Task description: Every line below that mentions the word "screenshot" should be copied out.
*** Collected material ***
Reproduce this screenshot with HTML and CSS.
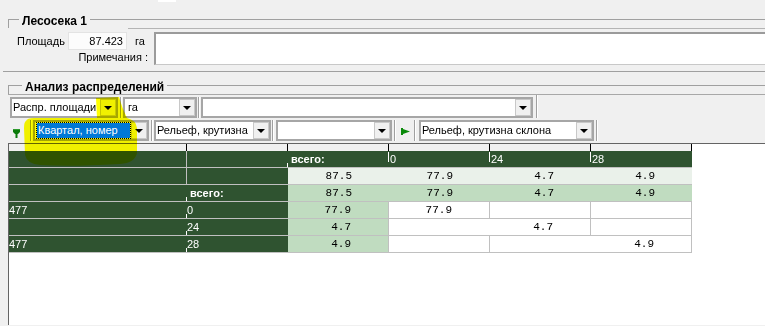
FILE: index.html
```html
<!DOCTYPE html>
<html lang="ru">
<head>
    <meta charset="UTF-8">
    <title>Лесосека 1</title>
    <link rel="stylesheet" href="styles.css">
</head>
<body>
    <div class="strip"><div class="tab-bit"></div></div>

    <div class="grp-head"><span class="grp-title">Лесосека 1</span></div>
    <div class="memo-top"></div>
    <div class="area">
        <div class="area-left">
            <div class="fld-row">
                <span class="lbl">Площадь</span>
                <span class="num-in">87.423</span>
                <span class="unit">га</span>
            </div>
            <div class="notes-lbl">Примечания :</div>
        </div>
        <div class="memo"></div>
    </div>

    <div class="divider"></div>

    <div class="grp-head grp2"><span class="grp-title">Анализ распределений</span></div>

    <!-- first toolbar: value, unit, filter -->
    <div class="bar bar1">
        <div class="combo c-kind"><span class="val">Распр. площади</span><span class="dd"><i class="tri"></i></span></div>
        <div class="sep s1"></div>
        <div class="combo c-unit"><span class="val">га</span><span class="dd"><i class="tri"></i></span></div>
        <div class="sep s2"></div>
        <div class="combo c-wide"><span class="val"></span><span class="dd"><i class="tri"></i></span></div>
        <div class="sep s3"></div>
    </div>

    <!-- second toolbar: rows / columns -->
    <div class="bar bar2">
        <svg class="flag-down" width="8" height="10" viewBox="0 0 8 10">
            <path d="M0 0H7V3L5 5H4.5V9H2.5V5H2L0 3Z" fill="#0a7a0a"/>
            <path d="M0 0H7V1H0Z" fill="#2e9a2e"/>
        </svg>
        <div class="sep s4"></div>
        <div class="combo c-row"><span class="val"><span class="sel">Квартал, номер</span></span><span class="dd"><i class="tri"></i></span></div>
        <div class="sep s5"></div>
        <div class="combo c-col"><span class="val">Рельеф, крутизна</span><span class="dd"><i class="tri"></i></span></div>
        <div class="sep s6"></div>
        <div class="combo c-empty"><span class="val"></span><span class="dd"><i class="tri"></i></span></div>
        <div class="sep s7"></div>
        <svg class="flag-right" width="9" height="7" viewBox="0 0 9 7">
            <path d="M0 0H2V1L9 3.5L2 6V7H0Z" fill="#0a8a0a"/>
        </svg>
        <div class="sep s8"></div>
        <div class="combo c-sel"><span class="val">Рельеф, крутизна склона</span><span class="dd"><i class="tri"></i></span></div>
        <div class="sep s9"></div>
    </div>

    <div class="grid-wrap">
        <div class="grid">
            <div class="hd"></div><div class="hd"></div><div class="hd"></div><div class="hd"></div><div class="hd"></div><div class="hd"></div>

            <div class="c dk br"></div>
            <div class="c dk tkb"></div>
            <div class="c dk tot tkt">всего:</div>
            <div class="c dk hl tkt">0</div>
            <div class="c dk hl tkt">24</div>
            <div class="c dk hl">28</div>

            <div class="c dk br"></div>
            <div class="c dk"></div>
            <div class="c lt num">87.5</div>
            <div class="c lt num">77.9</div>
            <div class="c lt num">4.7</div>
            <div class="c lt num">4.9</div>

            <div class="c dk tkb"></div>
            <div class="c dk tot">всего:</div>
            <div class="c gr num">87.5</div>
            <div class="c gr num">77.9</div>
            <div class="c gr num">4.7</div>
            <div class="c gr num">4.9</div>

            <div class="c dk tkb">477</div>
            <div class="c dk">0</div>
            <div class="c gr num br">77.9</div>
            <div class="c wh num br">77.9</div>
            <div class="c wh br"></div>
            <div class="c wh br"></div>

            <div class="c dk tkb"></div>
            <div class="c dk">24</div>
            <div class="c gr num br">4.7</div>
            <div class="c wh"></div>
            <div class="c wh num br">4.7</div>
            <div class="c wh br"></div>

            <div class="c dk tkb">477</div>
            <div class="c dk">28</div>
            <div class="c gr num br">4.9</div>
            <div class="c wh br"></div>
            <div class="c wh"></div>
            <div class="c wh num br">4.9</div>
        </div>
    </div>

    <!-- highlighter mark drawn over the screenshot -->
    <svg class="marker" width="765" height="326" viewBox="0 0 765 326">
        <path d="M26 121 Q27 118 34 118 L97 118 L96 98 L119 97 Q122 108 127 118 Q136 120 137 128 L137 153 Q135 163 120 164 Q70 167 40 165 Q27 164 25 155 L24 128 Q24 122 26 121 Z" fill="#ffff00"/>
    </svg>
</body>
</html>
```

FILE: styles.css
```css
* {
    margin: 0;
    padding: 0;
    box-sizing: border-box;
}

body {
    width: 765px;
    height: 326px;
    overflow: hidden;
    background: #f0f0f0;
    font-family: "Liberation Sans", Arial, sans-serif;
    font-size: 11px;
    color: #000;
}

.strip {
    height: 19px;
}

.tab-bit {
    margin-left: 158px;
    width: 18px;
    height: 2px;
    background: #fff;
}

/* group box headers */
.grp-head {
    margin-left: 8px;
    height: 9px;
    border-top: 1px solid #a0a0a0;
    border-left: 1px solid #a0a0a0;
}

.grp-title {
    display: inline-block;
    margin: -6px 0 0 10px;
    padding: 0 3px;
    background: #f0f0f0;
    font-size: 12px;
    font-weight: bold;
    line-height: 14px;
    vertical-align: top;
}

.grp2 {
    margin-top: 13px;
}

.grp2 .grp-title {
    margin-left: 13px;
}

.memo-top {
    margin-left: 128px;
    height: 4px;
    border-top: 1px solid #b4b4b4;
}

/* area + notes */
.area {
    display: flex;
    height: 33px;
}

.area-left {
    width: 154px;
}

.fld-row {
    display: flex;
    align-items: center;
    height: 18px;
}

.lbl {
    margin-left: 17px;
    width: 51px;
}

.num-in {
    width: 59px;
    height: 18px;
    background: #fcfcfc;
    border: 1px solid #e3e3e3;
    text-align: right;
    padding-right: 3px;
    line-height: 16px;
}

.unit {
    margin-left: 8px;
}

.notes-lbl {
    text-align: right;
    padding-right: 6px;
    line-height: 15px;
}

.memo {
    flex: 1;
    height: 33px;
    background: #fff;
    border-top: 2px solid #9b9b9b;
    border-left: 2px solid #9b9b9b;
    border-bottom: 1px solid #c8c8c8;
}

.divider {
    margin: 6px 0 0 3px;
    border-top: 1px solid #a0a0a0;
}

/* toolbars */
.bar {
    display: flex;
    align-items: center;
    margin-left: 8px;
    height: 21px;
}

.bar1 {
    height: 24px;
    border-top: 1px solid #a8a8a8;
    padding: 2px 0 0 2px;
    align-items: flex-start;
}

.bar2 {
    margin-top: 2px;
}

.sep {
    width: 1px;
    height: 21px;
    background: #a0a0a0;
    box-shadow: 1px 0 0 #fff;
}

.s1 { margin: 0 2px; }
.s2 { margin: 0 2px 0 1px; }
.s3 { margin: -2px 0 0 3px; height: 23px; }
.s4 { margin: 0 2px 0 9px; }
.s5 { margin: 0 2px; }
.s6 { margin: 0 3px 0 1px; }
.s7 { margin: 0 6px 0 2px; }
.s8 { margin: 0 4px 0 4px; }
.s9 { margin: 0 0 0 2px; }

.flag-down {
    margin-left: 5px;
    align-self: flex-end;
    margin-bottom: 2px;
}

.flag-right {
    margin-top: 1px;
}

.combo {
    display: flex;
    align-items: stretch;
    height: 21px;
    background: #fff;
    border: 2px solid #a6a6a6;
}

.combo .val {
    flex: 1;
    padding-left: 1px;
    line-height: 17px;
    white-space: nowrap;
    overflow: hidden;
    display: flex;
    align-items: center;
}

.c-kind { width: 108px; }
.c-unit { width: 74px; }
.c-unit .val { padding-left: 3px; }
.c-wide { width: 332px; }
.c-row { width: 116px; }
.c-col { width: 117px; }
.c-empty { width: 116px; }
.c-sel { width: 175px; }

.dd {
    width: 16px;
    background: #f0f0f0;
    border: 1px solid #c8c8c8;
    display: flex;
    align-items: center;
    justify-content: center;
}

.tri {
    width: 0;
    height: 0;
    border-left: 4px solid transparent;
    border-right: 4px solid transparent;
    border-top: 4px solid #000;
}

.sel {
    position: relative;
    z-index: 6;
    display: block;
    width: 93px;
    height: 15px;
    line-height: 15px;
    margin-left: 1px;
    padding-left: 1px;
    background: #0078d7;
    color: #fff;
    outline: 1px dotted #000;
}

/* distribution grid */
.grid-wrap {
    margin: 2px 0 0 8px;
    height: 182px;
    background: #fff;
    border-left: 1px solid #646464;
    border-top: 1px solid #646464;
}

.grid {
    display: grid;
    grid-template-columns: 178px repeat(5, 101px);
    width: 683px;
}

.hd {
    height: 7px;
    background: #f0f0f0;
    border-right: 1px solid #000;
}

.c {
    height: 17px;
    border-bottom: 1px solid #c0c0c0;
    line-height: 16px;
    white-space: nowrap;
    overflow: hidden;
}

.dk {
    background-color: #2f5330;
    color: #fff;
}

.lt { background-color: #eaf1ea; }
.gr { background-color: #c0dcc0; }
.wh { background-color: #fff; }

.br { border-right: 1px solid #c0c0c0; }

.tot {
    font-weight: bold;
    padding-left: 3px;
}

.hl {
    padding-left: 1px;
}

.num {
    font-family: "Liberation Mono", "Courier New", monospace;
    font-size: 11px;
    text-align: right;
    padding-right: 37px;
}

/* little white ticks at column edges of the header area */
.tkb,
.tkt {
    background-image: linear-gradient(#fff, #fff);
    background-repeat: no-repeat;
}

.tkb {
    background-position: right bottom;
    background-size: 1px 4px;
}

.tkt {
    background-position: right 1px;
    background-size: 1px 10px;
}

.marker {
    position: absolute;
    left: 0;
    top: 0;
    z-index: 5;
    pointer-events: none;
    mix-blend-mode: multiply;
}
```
***
Result for this task:
Reproduce this screenshot with HTML and CSS.
    <!-- highlighter mark drawn over the screenshot -->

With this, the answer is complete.